Set the listing down again in full, word for word, with the pictures left out.

Collected material:
◆ ◆ ◆ ◆ ◆ ◆ ◆
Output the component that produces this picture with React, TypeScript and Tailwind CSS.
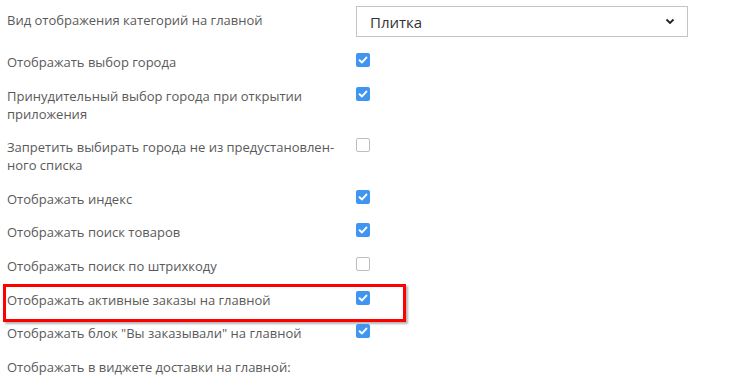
const rows: { label: React.ReactNode; checked: boolean; highlight?: boolean; noBox?: boolean }[] = [
  { label: 'Отображать выбор города', checked: true },
  { label: 'Принудительный выбор города при открытии приложения', checked: true },
  {
    label: (
      <>
        Запретить выбирать города не из предустановлен-
        <br />
        ного списка
      </>
    ),
    checked: false,
  },
  { label: 'Отображать индекс', checked: true },
  { label: 'Отображать поиск товаров', checked: true },
  { label: 'Отображать поиск по штрихкоду', checked: false },
  { label: 'Отображать активные заказы на главной', checked: true, highlight: true },
  { label: 'Отображать блок "Вы заказывали" на главной', checked: true },
  { label: 'Отображать в виджете доставки на главной:', checked: false, noBox: true },
]

function Checkbox({ checked }: { checked: boolean }) {
  if (!checked)
    return <div className="size-[14px] rounded-[2px] border border-[#bdbdbd] bg-white" />
  return (
    <div className="flex size-[14px] items-center justify-center rounded-[2px] bg-[#3f95f0]">
      <svg width="10" height="10" viewBox="0 0 10 10">
        <path d="M1.6 5.2 L4 7.4 L8.4 2.6" fill="none" stroke="white" strokeWidth="2" strokeLinecap="round" strokeLinejoin="round" />
      </svg>
    </div>
  )
}

export default function App() {
  return (
    <div
      className="h-[386px] w-[740px] overflow-hidden bg-white pl-[7px] pt-[6px] text-[13px] leading-[18px] text-[#5a5a5a]"
      style={{ fontFamily: '"Open Sans", "Noto Sans", sans-serif' }}
    >
      <div className="flex items-center">
        <div className="w-[349px] pb-[3px]">Вид отображения категорий на главной</div>
        <div className="flex h-[31px] w-[332px] items-center justify-between border border-[#c4c4c4] pl-[13px] pr-[12px] text-[15px] text-[#333]">
          <span>Плитка</span>
          <svg width="10" height="7" viewBox="0 0 10 7">
            <path d="M1.5 1.5 L5 5 L8.5 1.5" fill="none" stroke="#222" strokeWidth="1.8" />
          </svg>
        </div>
      </div>
      <div className="mt-[16px] flex flex-col gap-[15.6px]">
        {rows.map((row, i) => (
          <div key={i} className="relative flex">
            {row.highlight && (
              <div className="absolute left-[-4px] top-[-7px] h-[38px] w-[403px] border-[3px] border-[#ff0000] shadow-[2px_2px_2px_rgba(0,0,0,0.3)]" />
            )}
            <div className="w-[349px] pr-[10px]">{row.label}</div>
            {!row.noBox && <Checkbox checked={row.checked} />}
          </div>
        ))}
      </div>
    </div>
  )
}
◆ ◆ ◆ ◆ ◆ ◆ ◆
Correct result:
Output the component that produces this picture with React, TypeScript and Tailwind CSS.
const rows: { label: React.ReactNode; checked: boolean; highlight?: boolean; noBox?: boolean }[] = [
  { label: 'Отображать выбор города', checked: true },
  { label: 'Принудительный выбор города при открытии приложения', checked: true },
  {
    label: (
      <>
        Запретить выбирать города не из предустановлен-
        <br />
        ного списка
      </>
    ),
    checked: false,
  },
  { label: 'Отображать индекс', checked: true },
  { label: 'Отображать поиск товаров', checked: true },
  { label: 'Отображать поиск по штрихкоду', checked: false },
  { label: 'Отображать активные заказы на главной', checked: true, highlight: true },
  { label: 'Отображать блок "Вы заказывали" на главной', checked: true },
  { label: 'Отображать в виджете доставки на главной:', checked: false, noBox: true },
]

function Checkbox({ checked }: { checked: boolean }) {
  if (!checked)
    return <div className="size-[14px] rounded-[2px] border border-[#bdbdbd] bg-white" />
  return (
    <div className="flex size-[14px] items-center justify-center rounded-[2px] bg-[#3f95f0]">
      <svg width="10" height="10" viewBox="0 0 10 10">
        <path d="M1.6 5.2 L4 7.4 L8.4 2.6" fill="none" stroke="white" strokeWidth="2" strokeLinecap="round" strokeLinejoin="round" />
      </svg>
    </div>
  )
}

export default function App() {
  return (
    <div
      className="h-[386px] w-[740px] overflow-hidden bg-white pl-[7px] pt-[6px] text-[13px] leading-[18px] text-[#5a5a5a]"
      style={{ fontFamily: '"Open Sans", "Noto Sans", sans-serif' }}
    >
      <div className="flex items-center">
        <div className="w-[349px] pb-[3px]">Вид отображения категорий на главной</div>
        <div className="flex h-[31px] w-[332px] items-center justify-between border border-[#c4c4c4] pl-[13px] pr-[12px] text-[15px] text-[#333]">
          <span>Плитка</span>
          <svg width="10" height="7" viewBox="0 0 10 7">
            <path d="M1.5 1.5 L5 5 L8.5 1.5" fill="none" stroke="#222" strokeWidth="1.8" />
          </svg>
        </div>
      </div>
      <div className="mt-[16px] flex flex-col gap-[15.6px]">
        {rows.map((row, i) => (
          <div key={i} className="relative flex">
            {row.highlight && (
              <div className="absolute left-[-4px] top-[-7px] h-[38px] w-[403px] border-[3px] border-[#ff0000] shadow-[2px_2px_2px_rgba(0,0,0,0.3)]" />
            )}
            <div className="w-[349px] pr-[10px]">{row.label}</div>
            {!row.noBox && <Checkbox checked={row.checked} />}
          </div>
        ))}
      </div>
    </div>
  )
}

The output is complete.